The line between helpful and creepy personalization is more about transparency and control than about the specific data being used. Personalization that uses data the customer provided or behavior on your own platforms, to improve their experience on your platform, is generally well-received. Personalization that reveals the depth of behavioral tracking across contexts the customer did not consciously associate with your brand, or that appears in contexts they did not expect, produces the creepiness response. Practical guidelines: use personalization to make the current experience better rather than to demonstrate surveillance capability, do not reference specific data points explicitly in personalized messages (the recommendation that is relevant without explaining why feels helpful; the recommendation that says "because you visited this page three times" feels invasive), and give customers meaningful control over their data and personalization preferences. Brands with explicit preference centers where customers can control what is used for personalization consistently report higher opt-in rates than brands that use data maximally without offering control.

What are the privacy regulation implications of predictive personalization for my business?

Predictive personalization that uses personal data is subject to GDPR in Europe, CCPA and related state privacy laws in the United States, and a growing patchwork of other regulations globally. The specific requirements vary by jurisdiction but share common themes: you need a lawful basis for processing personal data (consent, legitimate interest, or contractual necessity depending on the regulation and use case), you need to provide clear disclosure of how data is used in your privacy policy, you need to honor data subject rights including access, deletion, and opt-out, and you need to maintain records of processing activities. For businesses marketing to EU residents, the legitimate interest basis for personalization has been narrowed by regulatory guidance and enforcement in ways that make consent more frequently the appropriate basis. For businesses subject to CCPA, the right to opt out of sale and sharing of personal information requires ensuring personalization data sharing with third-party platforms is compliant. The practical advice is to engage a privacy attorney familiar with your specific jurisdiction and use cases before deploying personalization systems that use significant personal data.

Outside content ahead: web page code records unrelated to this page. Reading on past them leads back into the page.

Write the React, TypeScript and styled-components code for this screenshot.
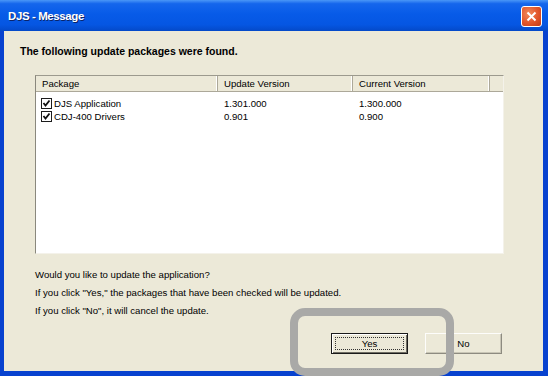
import React from 'react';
import styled, { createGlobalStyle } from 'styled-components';

const GlobalStyle = createGlobalStyle`
  html, body {
    margin: 0;
    padding: 0;
    background: #ffffff;
  }
  body {
    font-family: 'Liberation Sans', Arial, sans-serif;
    font-size: 9.6px;
    color: #000;
  }
`;

const Window = styled.div`
  position: relative;
  width: 548px;
  height: 376px;
  display: flex;
  flex-direction: column;
  background: #0842cf;
  overflow: hidden;
`;

const TitleBar = styled.div`
  height: 31px;
  flex: none;
  display: flex;
  align-items: center;
  justify-content: space-between;
  padding: 0 6px 0 8px;
  background: linear-gradient(
    to bottom,
    #4a97f7 0%,
    #1566ec 12%,
    #075be8 45%,
    #0556e2 80%,
    #0449c8 100%
  );
`;

const Title = styled.span`
  color: #fff;
  font-family: 'Liberation Sans', Arial, sans-serif;
  font-weight: bold;
  font-size: 11.5px;
  letter-spacing: -0.4px;
  text-shadow: 1px 1px 0 #0a246a;
`;

const CloseButton = styled.div`
  width: 19px;
  height: 19px;
  border: 1px solid #fff;
  border-radius: 3px;
  background: radial-gradient(circle at 35% 35%, #f08a5c 0%, #e2552a 55%, #c13a15 100%);
  display: flex;
  align-items: center;
  justify-content: center;
  margin-top: 2px;
`;

const Body = styled.div`
  flex: 1;
  margin: 0 5px 5px 4px;
  background: #ece9d8;
  display: flex;
  flex-direction: column;
  padding: 13px 0 0 0;
`;

const Heading = styled.div`
  font-weight: bold;
  font-size: 10.5px;
  padding-left: 16px;
  height: 14px;
  line-height: 14px;
`;

const ListBox = styled.div`
  margin: 17px 39px 0 31px;
  height: 177px;
  background: #fff;
  border-top: 1px solid #9c9a8e;
  border-left: 1px solid #8a887d;
  border-right: 1px solid #f4f2ea;
  border-bottom: 1px solid #f4f2ea;
  display: flex;
  flex-direction: column;
`;

const HeaderRow = styled.div`
  display: grid;
  grid-template-columns: 182px 135px 137px 1fr;
  height: 15px;
  background: #ece9d8;
  border-bottom: 1px solid #aca899;
`;

const HeaderCell = styled.div`
  padding-left: 6px;
  line-height: 15px;
  border-right: 1px solid #aca899;
  box-shadow: inset -1px 0 0 #fff;
`;

const Rows = styled.div`
  padding-top: 5px;
  display: flex;
  flex-direction: column;
`;

const Row = styled.div`
  display: grid;
  grid-template-columns: 182px 135px 137px;
  height: 13px;
  line-height: 13px;
`;

const Cell = styled.div<{ $first?: boolean }>`
  padding-left: ${(p) => (p.$first ? '5px' : '6px')};
  display: flex;
  align-items: center;
  gap: 2px;
  white-space: nowrap;
`;

const CheckBox = styled.span`
  width: 9px;
  height: 9px;
  border: 1px solid #1c1c1c;
  background: #fff;
  display: inline-flex;
  align-items: center;
  justify-content: center;
`;

const Message = styled.div`
  margin: 12px 0 0 31px;
  display: flex;
  flex-direction: column;
`;

const MessageLine = styled.div`
  height: 18px;
  line-height: 18px;
`;

const ButtonRow = styled.div`
  display: flex;
  justify-content: flex-end;
  gap: 17px;
  padding-right: 41px;
  margin-top: 13px;
`;

const Button = styled.div<{ $default?: boolean }>`
  width: 77px;
  height: 21px;
  box-sizing: border-box;
  background: #ece9d8;
  display: flex;
  align-items: center;
  justify-content: center;
  position: relative;
  border: 1px solid;
  border-color: ${(p) => (p.$default ? '#1a1a1a' : '#fdfdfb #8d8b80 #8d8b80 #fdfdfb')};
  box-shadow: ${(p) =>
    p.$default
      ? 'inset 1px 1px 0 #fff, inset -1px -1px 0 #6f6d63'
      : 'inset -1px -1px 0 #c9c6b6'};
`;

const FocusRect = styled.div`
  position: absolute;
  inset: 3px;
  border: 1px dotted #333;
`;

const Highlight = styled.div`
  position: absolute;
  left: 290px;
  top: 308px;
  width: 164px;
  height: 68px;
  box-sizing: border-box;
  border: 8px solid #a9a9a7;
  border-radius: 15px;
  pointer-events: none;
`;

const Check = () => (
  <svg width="9" height="9" viewBox="0 0 9 9">
    <path d="M1.5 4 L3.5 6.5 L7.5 1.5" stroke="#111" strokeWidth="1.8" fill="none" />
  </svg>
);

const packages = [
  { name: 'DJS Application', update: '1.301.000', current: '1.300.000' },
  { name: 'CDJ-400 Drivers', update: '0.901', current: '0.900' },
];

export default function App() {
  return (
    <>
      <GlobalStyle />
      <Window>
        <TitleBar>
          <Title>DJS - Message</Title>
          <CloseButton>
            <svg width="11" height="11" viewBox="0 0 11 11">
              <path d="M1.5 1.5 L9.5 9.5 M9.5 1.5 L1.5 9.5" stroke="#fff" strokeWidth="2" />
            </svg>
          </CloseButton>
        </TitleBar>
        <Body>
          <Heading>The following update packages were found.</Heading>
          <ListBox>
            <HeaderRow>
              <HeaderCell>Package</HeaderCell>
              <HeaderCell>Update Version</HeaderCell>
              <HeaderCell>Current Version</HeaderCell>
              <div />
            </HeaderRow>
            <Rows>
              {packages.map((pkg) => (
                <Row key={pkg.name}>
                  <Cell $first>
                    <CheckBox>
                      <Check />
                    </CheckBox>
                    {pkg.name}
                  </Cell>
                  <Cell>{pkg.update}</Cell>
                  <Cell>{pkg.current}</Cell>
                </Row>
              ))}
            </Rows>
          </ListBox>
          <Message>
            <MessageLine>Would you like to update the application?</MessageLine>
            <MessageLine>
              If you click "Yes," the packages that have been checked will be updated.
            </MessageLine>
            <MessageLine>If you click "No", it will cancel the update.</MessageLine>
          </Message>
          <ButtonRow>
            <Button $default>
              <FocusRect />
              Yes
            </Button>
            <Button>No</Button>
          </ButtonRow>
        </Body>
        <Highlight />
      </Window>
    </>
  );
}
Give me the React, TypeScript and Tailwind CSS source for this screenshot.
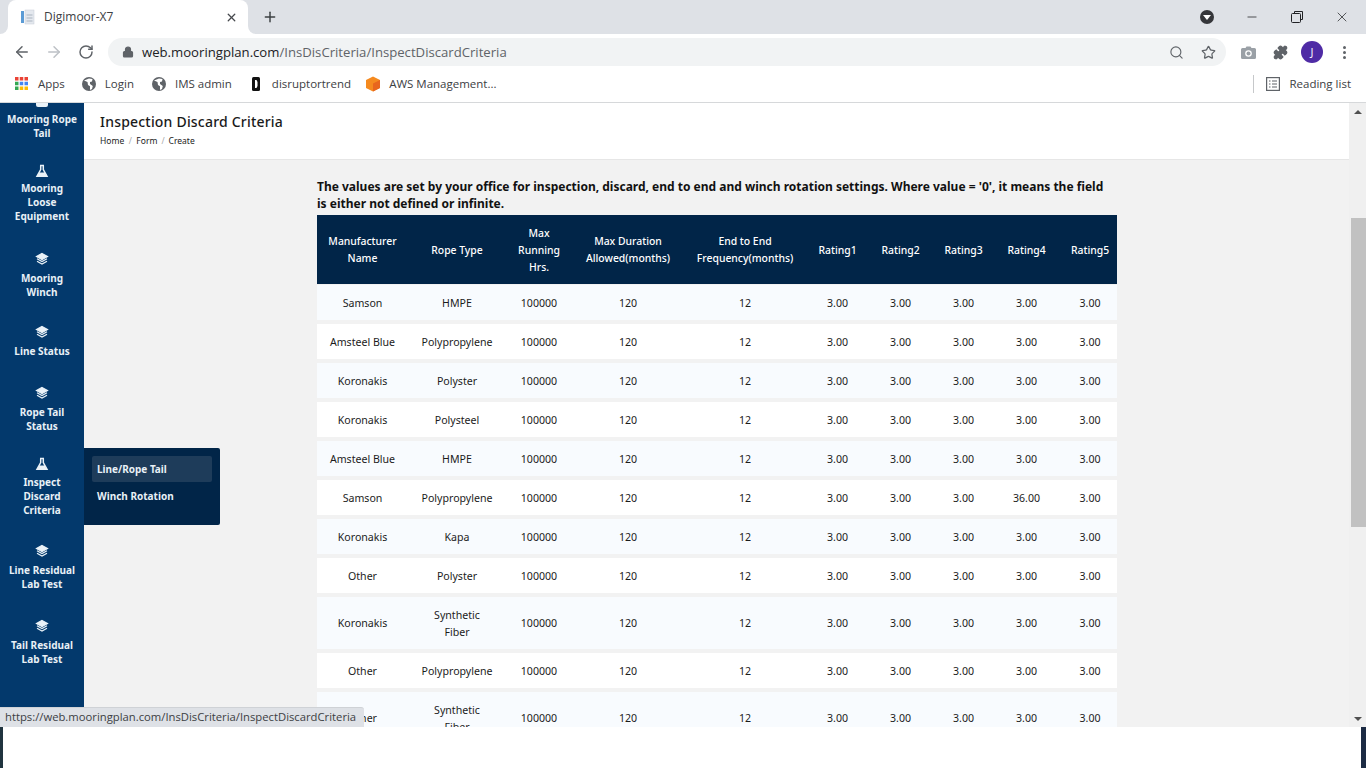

How do I measure whether predictive personalization is actually working?

The measurement approach that produces reliable evidence of personalization impact is A/B testing rather than before-and-after comparison. Present personalized recommendations or content to a randomly selected portion of customers while showing a control group the non-personalized baseline, and measure the conversion rate, average order value, or other business metric difference between the groups. Before-and-after comparisons without a control group attribute any change to the personalization intervention when other factors may be responsible. Most personalization platforms support A/B testing natively, and the lift measurement from proper A/B tests — showing the specific revenue or engagement improvement attributable to personalization — is the most credible evidence for continuing to invest in personalization capabilities.

Predictive personalization works when it is built on unified, high-quality customer data, applied to the use cases with the strongest evidence for business impact (recommendations, churn prevention, send-time optimization), and implemented in ways that make the customer's experience genuinely better rather than demonstrating surveillance capability.

The business case is real — recommendation systems, churn prediction, and send-time optimization have decades of evidence for their impact on revenue and retention. The technology is accessible at every business size through built-in platform features, mid-market tools, and enterprise implementations.

The data foundation is the constraint that most businesses should focus on before the personalization technology.

Start with the data you have.

Unify it across touchpoints.

Use the built-in personalization features in your existing tools before buying additional platforms.

Measure the actual impact rather than assuming the personalization is working.

The customers who receive a genuinely relevant recommendation at the right moment experience it as good service, not surveillance.

That is the bar worth building toward.